Doc Searls, one of the tech community's best commentators on technology and its impact on us, has done an outstanding job of explaining network neutrality--what it is, why it has made the Internet successful, and why it needs to be preserved.

He also analyzes the broadband carriers and their dream to turn the Internet into a sophisticated form of cable TV. This is an article that deserves close attention. Here is just one of many key points:

"In fact, the asymmetrical build-outs of service to homes has done enormous harm to market growth by preventing countless small and home Net-based businesses from starting and growing.

Specifically, by provisioning big bandwidth downstream and narrow bandwidth upstream, while blocking ports 25 and 80--in crass violation of the Net's UNIX-derived network model, in addition to the end-to-end principle--the carriers prevent customers from running their own mail and Web servers and whatever server-based businesses might be possible. Again, all the carriers can imagine is Cable TV. That's been their fantasy from the beginning."

The end of network neutrality means the choking off of new engines of economic growth, especially in rural communities and underserved urban neighborhoods. Small businesses and entrepreneurs have been creating jobs at a furious rate over the past decade, fueled in large part by the Internet. If we lose the Internet as we know, to be replaced by glorified TV, communities and neighborhoods lose their future.

Read this article.

We didn't really expect you to actually use broadband....

The broadband access providers (aka the telephone and cable companies) are shocked, just shocked, that their customers are actually using broadband.

Their response?

According to this article in The Register, the big companies are already installing software that slows down much of what people want to do, to the point of making them give up and/or buying the service from the access provider.

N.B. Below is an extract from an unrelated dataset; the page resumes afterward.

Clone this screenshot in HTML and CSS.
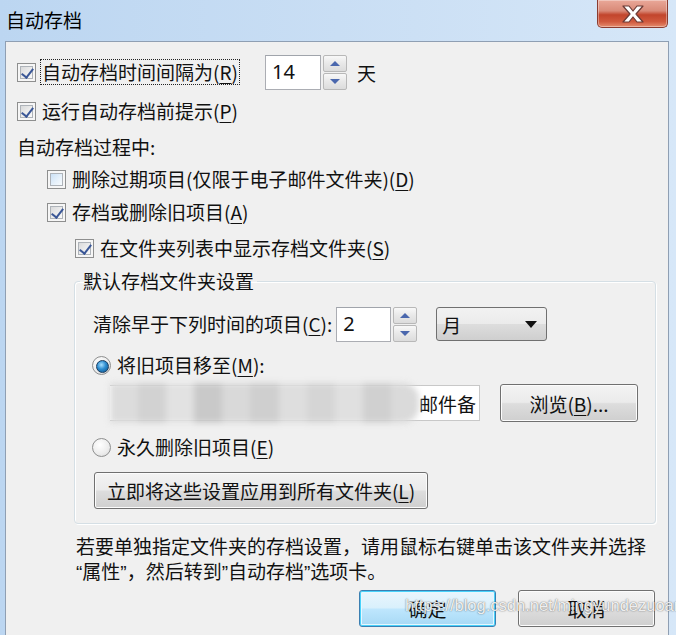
FILE: index.html
```html
<!DOCTYPE html>
<html lang="zh-CN">
<head>
    <meta charset="UTF-8">
    <title>自动存档</title>
    <link rel="stylesheet" href="styles.css">
</head>
<body>
    <div class="window">
        <div class="titlebar">
            <div class="title">自动存档</div>
            <div class="close">
                <svg width="30" height="20" viewBox="0 0 30 20">
                    <polygon points="5,2 11,2 15,7 19,2 25,2 18,10 25,18 19,18 15,13 11,18 5,18 12,10"
                             fill="#fff" stroke="#6b3a35" stroke-width="1.2" stroke-linejoin="round"/>
                </svg>
            </div>
        </div>

        <div class="frame">
            <div class="client">
                <div class="row row-first">
                    <span class="check checked"></span>
                    <span class="label focus">自动存档时间间隔为(<u>R</u>)</span>
                    <div class="spin spin-days">
                        <div class="spin-input">14</div>
                        <div class="spin-btns">
                            <span class="spin-btn"><svg width="12" height="7" viewBox="0 0 12 7"><polygon points="1,6 6,1 11,6" fill="#4a67ad"/></svg></span>
                            <span class="spin-btn"><svg width="12" height="7" viewBox="0 0 12 7"><polygon points="1,1 6,6 11,1" fill="#4a67ad"/></svg></span>
                        </div>
                    </div>
                    <span class="unit">天</span>
                </div>

                <div class="row">
                    <span class="check checked"></span>
                    <span class="label">运行自动存档前提示(<u>P</u>)</span>
                </div>

                <div class="row heading">自动存档过程中:</div>

                <div class="row indent-1">
                    <span class="check"></span>
                    <span class="label">删除过期项目(仅限于电子邮件文件夹)(<u>D</u>)</span>
                </div>

                <div class="row indent-1">
                    <span class="check checked"></span>
                    <span class="label">存档或删除旧项目(<u>A</u>)</span>
                </div>

                <div class="row indent-2">
                    <span class="check checked"></span>
                    <span class="label">在文件夹列表中显示存档文件夹(<u>S</u>)</span>
                </div>

                <fieldset class="group">
                    <legend>默认存档文件夹设置</legend>

                    <div class="row row-clear">
                        <span class="label">清除早于下列时间的项目(<u>C</u>):</span>
                        <div class="spin spin-months">
                            <div class="spin-input">2</div>
                            <div class="spin-btns">
                                <span class="spin-btn"><svg width="12" height="7" viewBox="0 0 12 7"><polygon points="1,6 6,1 11,6" fill="#4a67ad"/></svg></span>
                                <span class="spin-btn"><svg width="12" height="7" viewBox="0 0 12 7"><polygon points="1,1 6,6 11,1" fill="#4a67ad"/></svg></span>
                            </div>
                        </div>
                        <div class="select">
                            <span>月</span>
                            <svg width="12" height="7" viewBox="0 0 12 7"><polygon points="0,0 12,0 6,7" fill="#111"/></svg>
                        </div>
                    </div>

                    <div class="row radio-row">
                        <span class="radio checked"></span>
                        <span class="label">将旧项目移至(<u>M</u>):</span>
                    </div>

                    <div class="row path-row">
                        <div class="path">
                            <div class="blur">
                                <span class="px" style="background:#dcdcdc"></span>
                                <span class="px" style="background:#d2d2d2"></span>
                                <span class="px" style="background:#e2e2e2"></span>
                                <span class="px" style="background:#c9c9c9"></span>
                                <span class="px" style="background:#d9d9d9"></span>
                                <span class="px" style="background:#cfcfcf"></span>
                                <span class="px" style="background:#dedede"></span>
                                <span class="px" style="background:#d5d5d5"></span>
                                <span class="px" style="background:#e0e0e0"></span>
                                <span class="px" style="background:#d0d0d0"></span>
                                <span class="px" style="background:#dadada"></span>
                            </div>
                            <span class="path-text">邮件备</span>
                        </div>
                        <div class="btn btn-browse">浏览(<u>B</u>)...</div>
                    </div>

                    <div class="row radio-row">
                        <span class="radio"></span>
                        <span class="label">永久删除旧项目(<u>E</u>)</span>
                    </div>

                    <div class="btn btn-apply">立即将这些设置应用到所有文件夹(<u>L</u>)</div>
                </fieldset>

                <p class="note">若要单独指定文件夹的存档设置，请用鼠标右键单击该文件夹并选择<br><span class="q">“</span>属性<span class="q">”</span>，然后转到<span class="q">”</span>自动存档<span class="q">”</span>选项卡。</p>

                <div class="actions">
                    <div class="btn btn-default">确定</div>
                    <div class="btn">取消</div>
                </div>
            </div>
        </div>

        <div class="watermark">https://blog.csdn.net/mingyundezuoan</div>
    </div>
</body>
</html>
```

FILE: styles.css
```css
* {
    box-sizing: border-box;
}

body {
    margin: 0;
    font-family: "Noto Sans CJK SC", "Noto Sans", sans-serif;
    font-size: 19px;
    color: #111;
}

u {
    text-decoration-thickness: 1px;
    text-underline-offset: 3px;
}

.window {
    position: relative;
    width: 676px;
    height: 635px;
    overflow: hidden;
    background: linear-gradient(90deg, #bcd6f1 0%, #c9def4 50%, #d6e7f8 100%);
}

.titlebar {
    height: 41px;
    display: flex;
    justify-content: space-between;
    align-items: flex-start;
}

.title {
    padding: 7px 0 0 6px;
    line-height: 26px;
    font-size: 19px;
    color: #000;
}

.close {
    width: 71px;
    height: 28px;
    margin-right: 8px;
    border: 1px solid #8b3c30;
    border-top: none;
    border-radius: 0 0 5px 5px;
    background: linear-gradient(180deg, #e9a899 0%, #d98a78 40%, #c2452c 55%, #d0593d 80%, #e58d6f 100%);
    box-shadow: inset 0 0 0 1px rgba(255, 255, 255, 0.35);
    display: flex;
    align-items: center;
    justify-content: center;
}

.frame {
    padding: 0 7px 0 5px;
}

.client {
    height: 620px;
    background: #f0f0f0;
    border: 1px solid #8f9fb3;
    padding: 12px 13px 0 11px;
}

.row {
    display: flex;
    align-items: center;
    height: 30px;
    margin-top: 6px;
    white-space: nowrap;
}

.row-first {
    height: 36px;
    margin-top: 0;
}

.heading {
    margin-top: 5px;
}

.indent-1 {
    padding-left: 30px;
    margin-top: 3px;
}

.indent-2 {
    padding-left: 58px;
}

.label {
    line-height: 24px;
    padding: 0 1px;
    margin-left: 5px;
}

.focus {
    border: 1px dotted #222;
    margin-left: 4px;
}

.check {
    position: relative;
    width: 19px;
    height: 19px;
    flex: none;
    border: 1px solid #8e8f8f;
    background: #f6f6f6;
}

.check::before {
    content: "";
    position: absolute;
    left: 2px;
    top: 2px;
    right: 2px;
    bottom: 2px;
    border: 1px solid #aeb3b9;
    background: linear-gradient(135deg, #cbe1f6 0%, #e8f2fb 60%, #f7fbfe 100%);
}

.check.checked::before {
    background: linear-gradient(135deg, #d9dadb 0%, #eeeeee 60%, #fafafa 100%);
}

.check.checked::after {
    content: "";
    position: absolute;
    left: 6px;
    top: 2px;
    width: 5px;
    height: 10px;
    border: solid #3a5797;
    border-width: 0 2.5px 2.5px 0;
    transform: rotate(38deg);
}

.spin {
    display: flex;
    align-items: stretch;
    height: 35px;
}

.spin-days {
    margin-left: 25px;
}

.spin-input {
    background: #fff;
    border: 1px solid #abadb3;
    border-top-color: #a0a4ab;
    padding: 2px 0 0 6px;
    line-height: 28px;
    font-size: 20px;
    font-family: "Noto Sans", sans-serif;
}

.spin-days .spin-input {
    width: 56px;
}

.spin-months .spin-input {
    width: 55px;
}

.spin-btns {
    display: flex;
    flex-direction: column;
    width: 24px;
    margin-left: 2px;
    gap: 1px;
}

.spin-btn {
    flex: 1;
    display: flex;
    align-items: center;
    justify-content: center;
    border: 1px solid #b8b8b8;
    border-radius: 2px;
    background: linear-gradient(180deg, #f8f8f8 0%, #e8e8e8 50%, #dcdcdc 100%);
}

.unit {
    margin-left: 10px;
}

.group {
    margin: 5px 0 0 57px;
    width: 582px;
    height: 256px;
    padding: 0 16px 0 17px;
    border: 1px solid #d5dfe5;
    border-radius: 4px;
    box-shadow: inset 1px 1px 0 #fff, 1px 1px 0 #fff;
}

.group legend {
    padding: 0 3px;
    margin-left: -12px;
    line-height: 26px;
}

.row-clear {
    height: 36px;
    margin-top: 12px;
}

.row-clear .label {
    margin-left: 0;
}

.spin-months {
    margin-left: 3px;
}

.select {
    margin-left: 19px;
    width: 111px;
    height: 34px;
    border: 1px solid #707070;
    border-radius: 3px;
    background: linear-gradient(180deg, #f2f2f2 0%, #ebebeb 50%, #dddddd 51%, #cfcfcf 100%);
    display: flex;
    align-items: center;
    justify-content: space-between;
    padding: 0 9px 0 5px;
}

.radio-row {
    margin-top: 8px;
}

.radio {
    position: relative;
    width: 19px;
    height: 19px;
    flex: none;
    border-radius: 50%;
    border: 1px solid #8e8f8f;
    background: radial-gradient(circle at 40% 35%, #ffffff 0%, #ececec 60%, #d4d4d4 100%);
}

.radio.checked::after {
    content: "";
    position: absolute;
    left: 3px;
    top: 3px;
    width: 11px;
    height: 11px;
    border-radius: 50%;
    border: 1px solid #1b3d5f;
    background: radial-gradient(circle at 40% 35%, #a7e0ff 0%, #2c8cd0 45%, #0b4f85 100%);
}

.path-row {
    height: 42px;
    margin-top: 2px;
    padding-left: 18px;
}

.path {
    width: 370px;
    height: 36px;
    background: #fff;
    border: 1px solid #c8c8c8;
    border-left: none;
    display: flex;
    align-items: center;
    justify-content: space-between;
    overflow: visible;
}

.blur {
    display: flex;
    width: 318px;
    height: 40px;
    filter: blur(3px);
    border-radius: 0 16px 16px 0;
    overflow: hidden;
}

.px {
    flex: 1;
}

.path-text {
    padding-right: 3px;
}

.btn {
    display: flex;
    align-items: center;
    justify-content: center;
    height: 38px;
    border: 1px solid #707070;
    border-radius: 3px;
    background: linear-gradient(180deg, #f3f3f3 0%, #ebebeb 48%, #dddddd 52%, #cfcfcf 100%);
    box-shadow: inset 0 0 0 1px #fcfcfc;
    white-space: nowrap;
}

.btn-browse {
    width: 138px;
    margin-left: 20px;
}

.btn-apply {
    width: 334px;
    height: 37px;
    margin-top: 10px;
    margin-left: 2px;
}

.note {
    margin: 9px 0 0 59px;
    line-height: 25px;
}

.q {
    font-family: "Liberation Sans", Arial, sans-serif;
}

.actions {
    display: flex;
    justify-content: flex-end;
    gap: 22px;
    margin-top: 5px;
}

.actions .btn {
    width: 137px;
    height: 37px;
}

.actions .btn-default {
    border-color: #3c7fb1;
    background: linear-gradient(180deg, #eaf6fd 0%, #d9f0fc 48%, #bee6fd 52%, #a7d9f5 100%);
    box-shadow: inset 0 0 0 1px #48d2fb, inset 0 0 0 2px #e6f7fe;
}

.watermark {
    position: absolute;
    left: 405px;
    top: 596px;
    font-family: "Liberation Sans", Arial, sans-serif;
    font-size: 16.5px;
    color: rgba(255, 255, 255, 0.9);
    text-shadow: 0 0 1px rgba(60, 60, 60, 0.6), 0 0 2px rgba(60, 60, 60, 0.4);
    white-space: nowrap;
}
```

This article talks about Skype, the popular Voice over IP service, and how the cable companies are using software to slow down Skype calls, with the hope that their customers get fed up and buy VoIP from the broadband provider instead.

The two tier Internet is already well underway, and the only cure is to distribute ownership of the network among property owners (us), the community, and the broadband providers. By doing so, we get the ability to set some of the rules. If we simply give up and let the phone and cable companies recapture natural monopolies over broadband, they get to set the rules.

Communities that pursue distributed ownership of the network will become havens for business, because broadband services will be cheaper, better, and more plentiful.